Erraught is known for her work with Bavarian State Opera, for which she has been given a Pro meritis scientiae et litterarum award. She stepped in on five-days' notice, learning the role of Romeo in Bellini's I Capuleti e i Montecchi at the Bavarian State Opera in 2011. In the seasons since, Erraught has sung a world premiere, made her US opera debut, numerous role debuts, and toured North America twice.

==Early life and education==
Erraught was born in Ravensdale, near Dundalk, County Louth in Ireland; she has two siblings. She studied at Dulargy National School, which had a small orchestra, and then at St Louis Secondary School, Dundalk on the Dun Lughaidh campus, and with a singing teacher in Dundalk. She then pursued advanced studies at the Royal Irish Academy of Music (RIAM) working especially with Veronica Dunne.

==Career==
Erraught has performed a wide variety of operatic roles including an acclaimed American opera debut with the Washington National Opera as Angelina in La Cenerentola; role debuts as Carlotta in Strauss's Die schweigsame Frau, Christa in Janáček's The Makropulos Affair, Despina (having previously sung the role of Dorabella) in Mozart's Così fan tutte, Prince Orlovsky in Die Fledermaus, Cherubino in Le nozze di Figaro, as well as singing Hänsel in Hänsel und Gretel with the Bayerische Staatsoper; Rosina in Rossini's The Barber of Seville. She created the role of Kitty in the world premiere of Iain Bell's A Harlot's Progress at the Theater an der Wien.

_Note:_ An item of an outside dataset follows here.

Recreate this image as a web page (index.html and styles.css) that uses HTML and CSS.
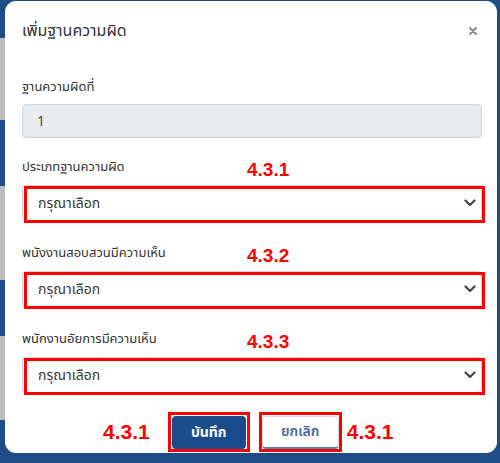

In September 2017, she made her Metropolitan Opera debut singing the role of Nicklausse in Les contes d'Hoffmann and sang the role of Hänsel there later that season.

===Octavian controversy===
She was the subject of controversial reviews when she sang the role of Octavian in a production by Richard Jones of Der Rosenkavalier at Glyndebourne in 2014. Critics including Andrew Clark (in the Financial Times), Rupert Christiansen (in The Daily Telegraph), and Richard Morrison (in The Times) felt her physique and costume made her an implausible young male lover in this breeches role opposite Kate Royal's Marschallin. The reviews were described as "vicious" by Donal Lynch in the Irish Independent. Several other critics and performers supported Erraught.

===Discography===
With the Irish Baroque Orchestra she has recorded music from 18th century Ireland including several arias written for the soprano castrato Giusto Fernando Tenducci.

==Recognition==
Erraught has received several honours and awards. In 2013 the Bavarian government bestowed upon her the Pro meritis scientiae et litterarum award in recognition for outstanding contribution to the arts - Erraught is only the fifth musician, and the youngest recipient, to be honoured with the annual award since its inception in 2000. In March 2010, Erraught was the recipient of Dublin's National Concert Hall's Rising Star Award. Other honours include first prize in the Jakub Pustina International Singing Competition in the Czech Republic, along with the Žďár nad Sázavou Audience Prize in 2008, and also in 2008, both the Houston Grand Opera and the Washington National Opera Prize at the International Hans Gabor Belvedere Singing Competition in Vienna. In 2007, Erraught won the Dermott Troy Award for the Best Irish Singer at the Feis Ceoil.